Mais ce processus, qui pourrait être « neutre » si tous les prix et tous les revenus augmentaient dans la même proportion, s'accompagne le plus souvent d'une distorsion des prix relatifs et d'une croissance inégale des revenus. En effet, les prix des différents biens et services n'augmentent jamais au même rythme, pour des raisons tenant soit aux mécanismes de transmission de l'inflation, soit au comportement des agents, ou aux différences de gains de productivité. De plus, les revenus nominaux et réels des différentes catégories sociales n'évoluent pas non plus de la même façon, suivant leur rôle dans l'économie, leur capacité de négociation et la nature même de leurs revenus.
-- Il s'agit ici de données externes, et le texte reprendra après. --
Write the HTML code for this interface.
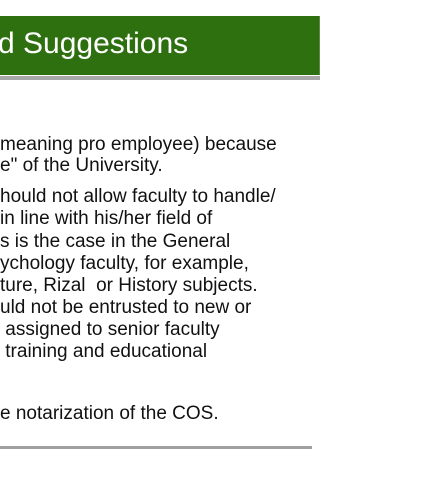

Ainsi, on considère que les « actifs » se protègent mieux de l'inflation que les retraités et les pensionnés, et que l'inflation qui s'accélère bénéficie aux emprunteurs, dont le poids de la dette s'allège au détriment des prêteurs.

L'inflation exerce un autre effet négatif sur l'économie d'un pays quand son taux s'écarte de celui de ses concurrents. Si ce « différentiel d'inflation» devient important, il détériore en effet la compétitivité-prix des produits des pays les plus inflationnistes, autant à l'exportation que sur leur marché intérieur. La détérioration de la balance commerciale qui en résulte déprécie la monnaie du pays déficitaire, ce qui enchérit le coût de ses importations. Cette « inflation importée » accentue encore la hausse de ses prix intérieurs. C'est la raison pour laquelle la plupart des grands pays industriels se sont engagés après les chocs pétroliers des années 1973 et 1979 dans des politiques de rigueur, dites de « désinflation compé-titive », pour s'aligner sur les taux d'inflation des pays les moins inflationnistes.